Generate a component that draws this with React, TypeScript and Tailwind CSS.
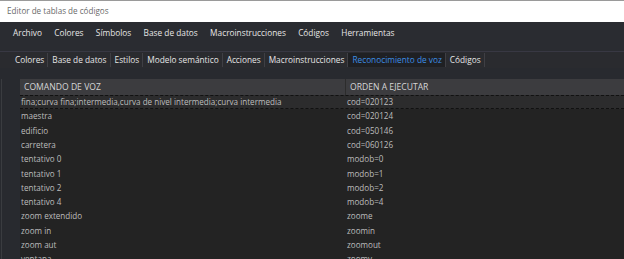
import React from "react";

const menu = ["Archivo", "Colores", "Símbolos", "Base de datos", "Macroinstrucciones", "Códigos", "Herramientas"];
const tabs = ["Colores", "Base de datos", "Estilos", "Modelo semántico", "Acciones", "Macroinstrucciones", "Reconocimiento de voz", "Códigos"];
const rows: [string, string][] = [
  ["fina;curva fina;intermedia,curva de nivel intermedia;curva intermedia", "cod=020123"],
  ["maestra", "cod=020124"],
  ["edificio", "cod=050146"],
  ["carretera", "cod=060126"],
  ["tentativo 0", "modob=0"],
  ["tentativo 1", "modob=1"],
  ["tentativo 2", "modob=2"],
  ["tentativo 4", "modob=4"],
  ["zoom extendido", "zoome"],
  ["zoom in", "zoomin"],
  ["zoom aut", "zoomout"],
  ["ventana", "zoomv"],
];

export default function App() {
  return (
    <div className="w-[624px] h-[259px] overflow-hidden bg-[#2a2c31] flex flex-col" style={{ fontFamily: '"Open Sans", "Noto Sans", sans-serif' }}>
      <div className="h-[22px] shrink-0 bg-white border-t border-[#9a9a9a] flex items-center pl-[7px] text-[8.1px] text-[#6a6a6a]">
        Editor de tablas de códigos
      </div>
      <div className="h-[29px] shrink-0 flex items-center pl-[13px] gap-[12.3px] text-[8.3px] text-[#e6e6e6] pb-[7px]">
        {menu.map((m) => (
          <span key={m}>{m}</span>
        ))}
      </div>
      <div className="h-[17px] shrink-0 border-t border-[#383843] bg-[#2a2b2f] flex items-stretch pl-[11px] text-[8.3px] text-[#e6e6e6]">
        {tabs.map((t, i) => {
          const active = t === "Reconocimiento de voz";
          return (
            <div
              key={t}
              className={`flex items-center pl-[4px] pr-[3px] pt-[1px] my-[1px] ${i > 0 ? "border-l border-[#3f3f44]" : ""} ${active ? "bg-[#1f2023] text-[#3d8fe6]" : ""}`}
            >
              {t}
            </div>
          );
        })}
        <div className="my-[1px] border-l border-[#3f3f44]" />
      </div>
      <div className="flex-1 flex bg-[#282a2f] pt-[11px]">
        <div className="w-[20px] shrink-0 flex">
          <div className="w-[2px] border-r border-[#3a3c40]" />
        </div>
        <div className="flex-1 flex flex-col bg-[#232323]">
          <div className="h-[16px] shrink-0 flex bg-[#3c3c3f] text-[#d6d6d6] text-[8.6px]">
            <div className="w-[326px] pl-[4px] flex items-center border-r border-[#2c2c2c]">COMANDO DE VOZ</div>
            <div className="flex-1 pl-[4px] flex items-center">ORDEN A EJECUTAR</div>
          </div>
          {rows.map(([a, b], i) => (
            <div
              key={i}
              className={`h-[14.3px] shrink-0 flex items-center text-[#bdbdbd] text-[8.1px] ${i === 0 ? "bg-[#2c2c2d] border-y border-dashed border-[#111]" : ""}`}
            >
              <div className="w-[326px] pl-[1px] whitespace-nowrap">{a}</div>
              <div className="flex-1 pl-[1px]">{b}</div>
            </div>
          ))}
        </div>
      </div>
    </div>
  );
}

= EXERCISE DIRECTIONS =
Reproduce the material in its entirety and word for word, without the pictures.

= ANSWER TO THE EXERCISE =
Generate a component that draws this with React, TypeScript and Tailwind CSS.
import React from "react";

const menu = ["Archivo", "Colores", "Símbolos", "Base de datos", "Macroinstrucciones", "Códigos", "Herramientas"];
const tabs = ["Colores", "Base de datos", "Estilos", "Modelo semántico", "Acciones", "Macroinstrucciones", "Reconocimiento de voz", "Códigos"];
const rows: [string, string][] = [
  ["fina;curva fina;intermedia,curva de nivel intermedia;curva intermedia", "cod=020123"],
  ["maestra", "cod=020124"],
  ["edificio", "cod=050146"],
  ["carretera", "cod=060126"],
  ["tentativo 0", "modob=0"],
  ["tentativo 1", "modob=1"],
  ["tentativo 2", "modob=2"],
  ["tentativo 4", "modob=4"],
  ["zoom extendido", "zoome"],
  ["zoom in", "zoomin"],
  ["zoom aut", "zoomout"],
  ["ventana", "zoomv"],
];

export default function App() {
  return (
    <div className="w-[624px] h-[259px] overflow-hidden bg-[#2a2c31] flex flex-col" style={{ fontFamily: '"Open Sans", "Noto Sans", sans-serif' }}>
      <div className="h-[22px] shrink-0 bg-white border-t border-[#9a9a9a] flex items-center pl-[7px] text-[8.1px] text-[#6a6a6a]">
        Editor de tablas de códigos
      </div>
      <div className="h-[29px] shrink-0 flex items-center pl-[13px] gap-[12.3px] text-[8.3px] text-[#e6e6e6] pb-[7px]">
        {menu.map((m) => (
          <span key={m}>{m}</span>
        ))}
      </div>
      <div className="h-[17px] shrink-0 border-t border-[#383843] bg-[#2a2b2f] flex items-stretch pl-[11px] text-[8.3px] text-[#e6e6e6]">
        {tabs.map((t, i) => {
          const active = t === "Reconocimiento de voz";
          return (
            <div
              key={t}
              className={`flex items-center pl-[4px] pr-[3px] pt-[1px] my-[1px] ${i > 0 ? "border-l border-[#3f3f44]" : ""} ${active ? "bg-[#1f2023] text-[#3d8fe6]" : ""}`}
            >
              {t}
            </div>
          );
        })}
        <div className="my-[1px] border-l border-[#3f3f44]" />
      </div>
      <div className="flex-1 flex bg-[#282a2f] pt-[11px]">
        <div className="w-[20px] shrink-0 flex">
          <div className="w-[2px] border-r border-[#3a3c40]" />
        </div>
        <div className="flex-1 flex flex-col bg-[#232323]">
          <div className="h-[16px] shrink-0 flex bg-[#3c3c3f] text-[#d6d6d6] text-[8.6px]">
            <div className="w-[326px] pl-[4px] flex items-center border-r border-[#2c2c2c]">COMANDO DE VOZ</div>
            <div className="flex-1 pl-[4px] flex items-center">ORDEN A EJECUTAR</div>
          </div>
          {rows.map(([a, b], i) => (
            <div
              key={i}
              className={`h-[14.3px] shrink-0 flex items-center text-[#bdbdbd] text-[8.1px] ${i === 0 ? "bg-[#2c2c2d] border-y border-dashed border-[#111]" : ""}`}
            >
              <div className="w-[326px] pl-[1px] whitespace-nowrap">{a}</div>
              <div className="flex-1 pl-[1px]">{b}</div>
            </div>
          ))}
        </div>
      </div>
    </div>
  );
}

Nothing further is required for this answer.